Provided material:
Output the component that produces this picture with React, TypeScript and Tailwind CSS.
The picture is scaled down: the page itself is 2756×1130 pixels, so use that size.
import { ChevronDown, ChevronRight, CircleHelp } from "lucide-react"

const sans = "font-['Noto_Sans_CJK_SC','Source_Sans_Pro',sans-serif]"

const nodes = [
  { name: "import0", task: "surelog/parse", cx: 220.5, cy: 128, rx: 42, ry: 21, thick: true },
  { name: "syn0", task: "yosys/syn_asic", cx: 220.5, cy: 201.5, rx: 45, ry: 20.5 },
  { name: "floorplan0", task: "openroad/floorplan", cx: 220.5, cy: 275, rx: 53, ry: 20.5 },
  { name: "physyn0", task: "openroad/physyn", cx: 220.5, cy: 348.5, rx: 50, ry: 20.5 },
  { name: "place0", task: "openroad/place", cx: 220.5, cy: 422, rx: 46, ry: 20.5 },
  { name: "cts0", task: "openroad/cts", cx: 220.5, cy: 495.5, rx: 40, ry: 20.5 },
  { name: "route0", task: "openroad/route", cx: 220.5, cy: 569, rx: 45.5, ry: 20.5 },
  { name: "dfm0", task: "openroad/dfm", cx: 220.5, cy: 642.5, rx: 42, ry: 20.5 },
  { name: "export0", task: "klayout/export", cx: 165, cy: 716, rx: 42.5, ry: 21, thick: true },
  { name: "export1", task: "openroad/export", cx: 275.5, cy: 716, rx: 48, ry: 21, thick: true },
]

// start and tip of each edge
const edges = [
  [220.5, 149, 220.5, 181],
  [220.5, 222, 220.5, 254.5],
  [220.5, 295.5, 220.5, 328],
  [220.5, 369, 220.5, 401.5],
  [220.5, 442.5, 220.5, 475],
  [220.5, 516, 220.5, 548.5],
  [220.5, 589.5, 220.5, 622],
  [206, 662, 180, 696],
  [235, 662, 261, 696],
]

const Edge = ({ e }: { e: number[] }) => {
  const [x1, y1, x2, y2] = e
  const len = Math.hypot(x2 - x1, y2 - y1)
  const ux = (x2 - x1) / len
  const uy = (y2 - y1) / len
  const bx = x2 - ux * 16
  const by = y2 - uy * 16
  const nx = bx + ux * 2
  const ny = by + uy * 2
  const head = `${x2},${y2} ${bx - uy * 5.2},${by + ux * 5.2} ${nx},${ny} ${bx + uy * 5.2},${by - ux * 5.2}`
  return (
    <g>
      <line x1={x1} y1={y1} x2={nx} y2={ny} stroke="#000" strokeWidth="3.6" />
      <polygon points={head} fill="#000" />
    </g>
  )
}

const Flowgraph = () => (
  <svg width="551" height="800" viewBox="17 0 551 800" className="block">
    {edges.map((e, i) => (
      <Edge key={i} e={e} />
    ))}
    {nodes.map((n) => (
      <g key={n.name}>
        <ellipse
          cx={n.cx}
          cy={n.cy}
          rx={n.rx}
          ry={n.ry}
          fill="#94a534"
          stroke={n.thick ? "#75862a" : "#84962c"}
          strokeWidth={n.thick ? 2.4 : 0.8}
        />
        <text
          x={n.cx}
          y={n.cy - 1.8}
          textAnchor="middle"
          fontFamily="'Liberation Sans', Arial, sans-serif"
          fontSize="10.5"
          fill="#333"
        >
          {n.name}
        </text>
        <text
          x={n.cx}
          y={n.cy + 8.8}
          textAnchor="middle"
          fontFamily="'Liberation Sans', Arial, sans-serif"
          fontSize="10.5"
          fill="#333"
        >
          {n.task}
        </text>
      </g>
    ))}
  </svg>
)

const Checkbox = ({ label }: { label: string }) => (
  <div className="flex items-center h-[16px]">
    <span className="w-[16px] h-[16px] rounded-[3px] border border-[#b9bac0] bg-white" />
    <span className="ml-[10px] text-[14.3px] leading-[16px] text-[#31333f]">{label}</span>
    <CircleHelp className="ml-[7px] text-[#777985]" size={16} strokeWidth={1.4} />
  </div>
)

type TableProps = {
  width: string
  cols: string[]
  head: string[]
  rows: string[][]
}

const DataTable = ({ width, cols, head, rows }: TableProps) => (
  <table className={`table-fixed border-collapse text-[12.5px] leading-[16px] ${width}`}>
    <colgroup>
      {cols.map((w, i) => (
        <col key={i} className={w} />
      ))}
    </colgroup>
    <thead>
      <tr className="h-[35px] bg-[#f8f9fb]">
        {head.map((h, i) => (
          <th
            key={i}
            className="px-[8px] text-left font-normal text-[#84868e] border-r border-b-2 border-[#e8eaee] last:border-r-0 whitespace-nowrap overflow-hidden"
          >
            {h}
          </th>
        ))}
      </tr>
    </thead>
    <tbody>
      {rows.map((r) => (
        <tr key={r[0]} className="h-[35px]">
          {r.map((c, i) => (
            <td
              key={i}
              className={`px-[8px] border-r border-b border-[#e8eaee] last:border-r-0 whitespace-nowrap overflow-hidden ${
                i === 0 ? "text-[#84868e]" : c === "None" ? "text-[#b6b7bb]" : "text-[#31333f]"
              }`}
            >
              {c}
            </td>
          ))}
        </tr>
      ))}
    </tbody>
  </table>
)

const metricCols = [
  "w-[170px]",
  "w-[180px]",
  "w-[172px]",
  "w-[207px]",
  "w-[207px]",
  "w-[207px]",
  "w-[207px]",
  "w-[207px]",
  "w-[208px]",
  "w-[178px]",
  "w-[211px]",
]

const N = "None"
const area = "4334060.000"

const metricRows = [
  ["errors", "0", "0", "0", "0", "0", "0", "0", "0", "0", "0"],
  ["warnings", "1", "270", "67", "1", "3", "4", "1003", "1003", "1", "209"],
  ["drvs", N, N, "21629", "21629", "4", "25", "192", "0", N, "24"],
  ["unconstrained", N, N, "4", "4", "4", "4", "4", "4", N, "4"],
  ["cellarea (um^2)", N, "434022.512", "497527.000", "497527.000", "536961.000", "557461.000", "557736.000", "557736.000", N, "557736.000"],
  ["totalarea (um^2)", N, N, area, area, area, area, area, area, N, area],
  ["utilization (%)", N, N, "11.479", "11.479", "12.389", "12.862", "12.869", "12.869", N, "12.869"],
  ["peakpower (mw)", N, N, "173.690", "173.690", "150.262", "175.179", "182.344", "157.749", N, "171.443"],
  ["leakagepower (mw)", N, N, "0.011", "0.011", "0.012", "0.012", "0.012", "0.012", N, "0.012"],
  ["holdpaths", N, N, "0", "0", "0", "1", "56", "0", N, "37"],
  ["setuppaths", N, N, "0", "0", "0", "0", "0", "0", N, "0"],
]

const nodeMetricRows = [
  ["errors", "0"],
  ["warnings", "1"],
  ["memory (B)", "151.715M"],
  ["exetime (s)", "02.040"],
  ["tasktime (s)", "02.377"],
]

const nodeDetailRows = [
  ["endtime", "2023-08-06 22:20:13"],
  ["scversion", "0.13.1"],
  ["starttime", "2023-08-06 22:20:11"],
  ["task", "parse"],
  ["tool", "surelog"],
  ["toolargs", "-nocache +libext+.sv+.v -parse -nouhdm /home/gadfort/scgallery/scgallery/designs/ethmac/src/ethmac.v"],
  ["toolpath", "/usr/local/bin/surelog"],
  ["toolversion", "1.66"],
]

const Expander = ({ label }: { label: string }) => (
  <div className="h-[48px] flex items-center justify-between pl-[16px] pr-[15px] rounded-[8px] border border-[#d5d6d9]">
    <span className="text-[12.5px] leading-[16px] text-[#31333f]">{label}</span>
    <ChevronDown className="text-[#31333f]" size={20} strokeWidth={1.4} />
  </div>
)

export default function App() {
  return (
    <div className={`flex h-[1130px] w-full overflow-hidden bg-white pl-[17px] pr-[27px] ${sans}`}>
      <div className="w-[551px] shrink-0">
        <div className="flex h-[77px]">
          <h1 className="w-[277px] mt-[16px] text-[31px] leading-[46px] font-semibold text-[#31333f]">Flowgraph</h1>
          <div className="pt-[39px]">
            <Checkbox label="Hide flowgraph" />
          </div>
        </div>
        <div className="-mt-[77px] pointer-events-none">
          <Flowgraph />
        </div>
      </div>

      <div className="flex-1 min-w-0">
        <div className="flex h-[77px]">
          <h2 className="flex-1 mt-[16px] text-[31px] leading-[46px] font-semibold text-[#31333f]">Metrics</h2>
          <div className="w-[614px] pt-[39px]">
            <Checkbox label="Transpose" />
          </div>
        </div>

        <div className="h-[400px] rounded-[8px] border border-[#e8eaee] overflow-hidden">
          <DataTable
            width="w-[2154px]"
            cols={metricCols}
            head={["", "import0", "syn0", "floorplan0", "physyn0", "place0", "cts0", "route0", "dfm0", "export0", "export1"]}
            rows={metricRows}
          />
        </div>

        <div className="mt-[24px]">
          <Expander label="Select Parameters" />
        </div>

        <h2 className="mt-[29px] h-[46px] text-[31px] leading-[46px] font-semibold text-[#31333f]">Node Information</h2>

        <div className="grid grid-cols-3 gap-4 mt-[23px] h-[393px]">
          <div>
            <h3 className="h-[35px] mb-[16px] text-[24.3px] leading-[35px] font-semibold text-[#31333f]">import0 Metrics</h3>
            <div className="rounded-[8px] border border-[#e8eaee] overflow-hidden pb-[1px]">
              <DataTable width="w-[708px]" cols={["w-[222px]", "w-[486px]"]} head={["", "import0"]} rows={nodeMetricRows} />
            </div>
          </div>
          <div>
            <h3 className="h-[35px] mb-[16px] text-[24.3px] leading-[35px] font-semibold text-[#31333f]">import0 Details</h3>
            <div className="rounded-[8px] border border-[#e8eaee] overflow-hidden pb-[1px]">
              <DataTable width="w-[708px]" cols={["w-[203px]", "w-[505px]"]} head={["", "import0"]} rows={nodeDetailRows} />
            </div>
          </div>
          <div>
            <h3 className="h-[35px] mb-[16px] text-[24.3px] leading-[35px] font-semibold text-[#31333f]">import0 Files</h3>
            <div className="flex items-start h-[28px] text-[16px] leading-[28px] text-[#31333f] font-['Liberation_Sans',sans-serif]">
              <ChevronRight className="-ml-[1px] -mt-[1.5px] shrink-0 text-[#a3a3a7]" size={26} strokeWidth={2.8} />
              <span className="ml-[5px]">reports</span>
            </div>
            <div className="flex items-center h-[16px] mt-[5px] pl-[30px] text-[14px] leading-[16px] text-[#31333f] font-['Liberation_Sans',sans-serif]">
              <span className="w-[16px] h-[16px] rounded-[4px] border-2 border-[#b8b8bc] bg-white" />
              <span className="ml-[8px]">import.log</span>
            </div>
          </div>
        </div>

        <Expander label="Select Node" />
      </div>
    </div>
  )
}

Directions:
Gather each line of the listing containing the word "that" and show it.

In response:
Output the component that produces this picture with React, TypeScript and Tailwind CSS.
The picture is scaled down: the page itself is 2756×1130 pixels, so use that size.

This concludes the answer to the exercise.